Employees will feel more valued and respected if:

  • managers ask them for input about decisions that directly affect their jobs;
  • managers demonstrate some flexibility about scheduling in order to accommodate family needs;
  • managers give credit for a job well done.

Employees will more purposeful and effective in their work if:

  • they are not expected to meet unrealistic deadlines;
  • they are given opportunities for professional growth and career advancement;
  • managers promote social interaction, teamwork, and a sense of mutual interdependence among staff.

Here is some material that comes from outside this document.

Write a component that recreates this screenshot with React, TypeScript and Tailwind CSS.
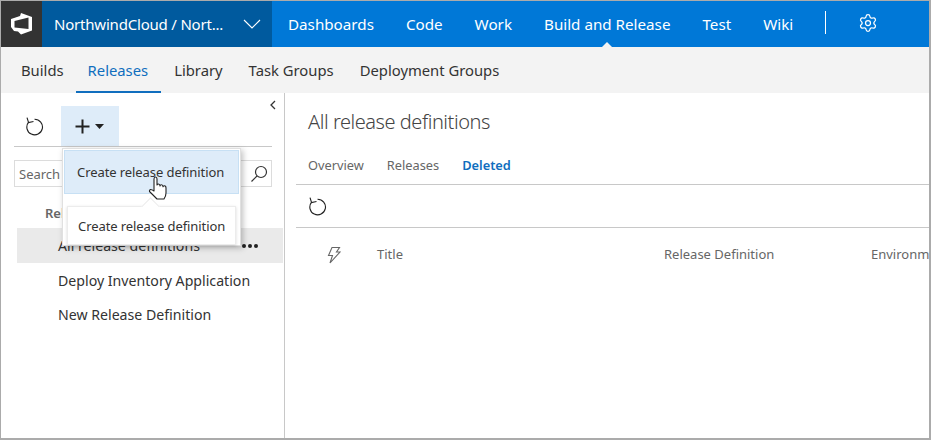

By fostering a working environment in which employees have a greater sense of agency, or control, in their work, managers not only reduce employee stress and its many negative consequences but also gain happier, more motivated, and more productive employees.

Recent Trends

Since the mid-1990s advances in technology have added many conveniences to the workplace. E-mail, instant messaging, and voicemail have quickened and increased the volume of communications. Cell phones have enabled employees to get a little bit of extra work done while sitting in traffic or at the airport. Laptop computers and PDAs, or handheld electronic planners, have made it possible for employees to take work home, on public transportation, on vacation, or anywhere.

These conveniences also have brought a significant increase in job stress for many workers, who report feeling pressure to be constantly available or “in touch” with the office and to respond immediately to memos, requests, and other work-related business. For many workers who feel compelled to take a business call in the middle of a family dinner or a child’s soccer game, there is no longer a clear divide between work and home. With frustrated spouses and disappointed children at home and demanding supervisors and coworkers at the office, many workers struggle with technology-related stress more than ever.